Task requirements :: Write out the data below exactly as given, without any of its pictures.

Information provided ::
--------------------

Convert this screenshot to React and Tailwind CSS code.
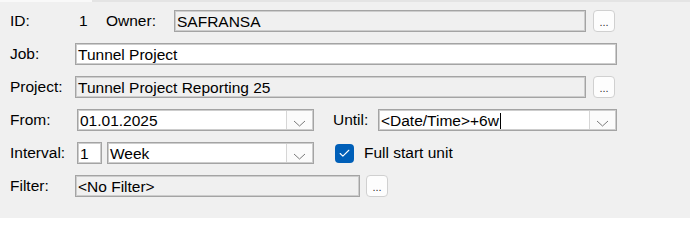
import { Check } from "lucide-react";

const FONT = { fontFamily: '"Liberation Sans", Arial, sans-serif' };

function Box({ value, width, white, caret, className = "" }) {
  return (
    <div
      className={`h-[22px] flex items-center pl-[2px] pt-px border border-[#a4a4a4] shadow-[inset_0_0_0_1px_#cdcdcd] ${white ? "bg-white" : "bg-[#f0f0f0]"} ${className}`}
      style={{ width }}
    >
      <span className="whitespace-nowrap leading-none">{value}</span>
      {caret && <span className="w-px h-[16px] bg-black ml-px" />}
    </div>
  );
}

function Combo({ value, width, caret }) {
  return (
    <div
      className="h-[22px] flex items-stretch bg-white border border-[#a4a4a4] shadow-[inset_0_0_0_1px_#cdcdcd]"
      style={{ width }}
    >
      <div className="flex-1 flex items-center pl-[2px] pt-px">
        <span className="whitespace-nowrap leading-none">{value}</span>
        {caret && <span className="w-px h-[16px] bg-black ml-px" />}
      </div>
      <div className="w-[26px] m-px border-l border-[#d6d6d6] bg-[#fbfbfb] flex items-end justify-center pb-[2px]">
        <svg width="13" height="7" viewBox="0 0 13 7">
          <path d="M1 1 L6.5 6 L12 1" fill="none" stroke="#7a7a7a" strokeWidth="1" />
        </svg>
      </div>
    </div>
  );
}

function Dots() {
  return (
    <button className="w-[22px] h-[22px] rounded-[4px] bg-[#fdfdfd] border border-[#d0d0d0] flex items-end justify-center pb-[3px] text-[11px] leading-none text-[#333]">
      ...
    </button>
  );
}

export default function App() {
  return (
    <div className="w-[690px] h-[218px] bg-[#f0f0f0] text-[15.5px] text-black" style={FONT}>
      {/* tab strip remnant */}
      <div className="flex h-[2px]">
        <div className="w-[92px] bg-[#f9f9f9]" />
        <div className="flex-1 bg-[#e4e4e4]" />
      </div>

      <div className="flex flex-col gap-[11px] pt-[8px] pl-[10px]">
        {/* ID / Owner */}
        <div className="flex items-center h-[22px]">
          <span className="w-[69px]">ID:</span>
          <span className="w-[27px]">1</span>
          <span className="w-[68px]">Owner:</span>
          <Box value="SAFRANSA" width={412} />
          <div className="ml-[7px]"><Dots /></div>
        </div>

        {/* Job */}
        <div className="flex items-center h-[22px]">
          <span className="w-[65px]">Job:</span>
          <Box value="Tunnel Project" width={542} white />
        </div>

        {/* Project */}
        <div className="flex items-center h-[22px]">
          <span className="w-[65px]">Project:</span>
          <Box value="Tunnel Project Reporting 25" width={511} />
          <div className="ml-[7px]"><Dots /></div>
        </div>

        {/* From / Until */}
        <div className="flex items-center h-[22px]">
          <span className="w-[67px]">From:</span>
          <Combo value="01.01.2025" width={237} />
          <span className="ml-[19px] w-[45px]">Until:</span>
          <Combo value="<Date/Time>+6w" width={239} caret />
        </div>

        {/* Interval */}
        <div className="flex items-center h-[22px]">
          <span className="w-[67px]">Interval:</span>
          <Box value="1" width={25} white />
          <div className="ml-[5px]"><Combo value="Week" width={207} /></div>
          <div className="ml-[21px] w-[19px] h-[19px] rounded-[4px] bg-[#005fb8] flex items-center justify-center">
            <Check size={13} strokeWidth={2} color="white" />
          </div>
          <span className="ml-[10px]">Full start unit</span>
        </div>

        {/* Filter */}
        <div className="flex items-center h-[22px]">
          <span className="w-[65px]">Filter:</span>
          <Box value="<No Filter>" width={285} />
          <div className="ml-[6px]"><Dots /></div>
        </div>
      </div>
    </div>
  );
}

--------------------

Solved exercise ::
Convert this screenshot to React and Tailwind CSS code.
import { Check } from "lucide-react";

const FONT = { fontFamily: '"Liberation Sans", Arial, sans-serif' };

function Box({ value, width, white, caret, className = "" }) {
  return (
    <div
      className={`h-[22px] flex items-center pl-[2px] pt-px border border-[#a4a4a4] shadow-[inset_0_0_0_1px_#cdcdcd] ${white ? "bg-white" : "bg-[#f0f0f0]"} ${className}`}
      style={{ width }}
    >
      <span className="whitespace-nowrap leading-none">{value}</span>
      {caret && <span className="w-px h-[16px] bg-black ml-px" />}
    </div>
  );
}

function Combo({ value, width, caret }) {
  return (
    <div
      className="h-[22px] flex items-stretch bg-white border border-[#a4a4a4] shadow-[inset_0_0_0_1px_#cdcdcd]"
      style={{ width }}
    >
      <div className="flex-1 flex items-center pl-[2px] pt-px">
        <span className="whitespace-nowrap leading-none">{value}</span>
        {caret && <span className="w-px h-[16px] bg-black ml-px" />}
      </div>
      <div className="w-[26px] m-px border-l border-[#d6d6d6] bg-[#fbfbfb] flex items-end justify-center pb-[2px]">
        <svg width="13" height="7" viewBox="0 0 13 7">
          <path d="M1 1 L6.5 6 L12 1" fill="none" stroke="#7a7a7a" strokeWidth="1" />
        </svg>
      </div>
    </div>
  );
}

function Dots() {
  return (
    <button className="w-[22px] h-[22px] rounded-[4px] bg-[#fdfdfd] border border-[#d0d0d0] flex items-end justify-center pb-[3px] text-[11px] leading-none text-[#333]">
      ...
    </button>
  );
}

export default function App() {
  return (
    <div className="w-[690px] h-[218px] bg-[#f0f0f0] text-[15.5px] text-black" style={FONT}>
      {/* tab strip remnant */}
      <div className="flex h-[2px]">
        <div className="w-[92px] bg-[#f9f9f9]" />
        <div className="flex-1 bg-[#e4e4e4]" />
      </div>

      <div className="flex flex-col gap-[11px] pt-[8px] pl-[10px]">
        {/* ID / Owner */}
        <div className="flex items-center h-[22px]">
          <span className="w-[69px]">ID:</span>
          <span className="w-[27px]">1</span>
          <span className="w-[68px]">Owner:</span>
          <Box value="SAFRANSA" width={412} />
          <div className="ml-[7px]"><Dots /></div>
        </div>

        {/* Job */}
        <div className="flex items-center h-[22px]">
          <span className="w-[65px]">Job:</span>
          <Box value="Tunnel Project" width={542} white />
        </div>

        {/* Project */}
        <div className="flex items-center h-[22px]">
          <span className="w-[65px]">Project:</span>
          <Box value="Tunnel Project Reporting 25" width={511} />
          <div className="ml-[7px]"><Dots /></div>
        </div>

        {/* From / Until */}
        <div className="flex items-center h-[22px]">
          <span className="w-[67px]">From:</span>
          <Combo value="01.01.2025" width={237} />
          <span className="ml-[19px] w-[45px]">Until:</span>
          <Combo value="<Date/Time>+6w" width={239} caret />
        </div>

        {/* Interval */}
        <div className="flex items-center h-[22px]">
          <span className="w-[67px]">Interval:</span>
          <Box value="1" width={25} white />
          <div className="ml-[5px]"><Combo value="Week" width={207} /></div>
          <div className="ml-[21px] w-[19px] h-[19px] rounded-[4px] bg-[#005fb8] flex items-center justify-center">
            <Check size={13} strokeWidth={2} color="white" />
          </div>
          <span className="ml-[10px]">Full start unit</span>
        </div>

        {/* Filter */}
        <div className="flex items-center h-[22px]">
          <span className="w-[65px]">Filter:</span>
          <Box value="<No Filter>" width={285} />
          <div className="ml-[6px]"><Dots /></div>
        </div>
      </div>
    </div>
  );
}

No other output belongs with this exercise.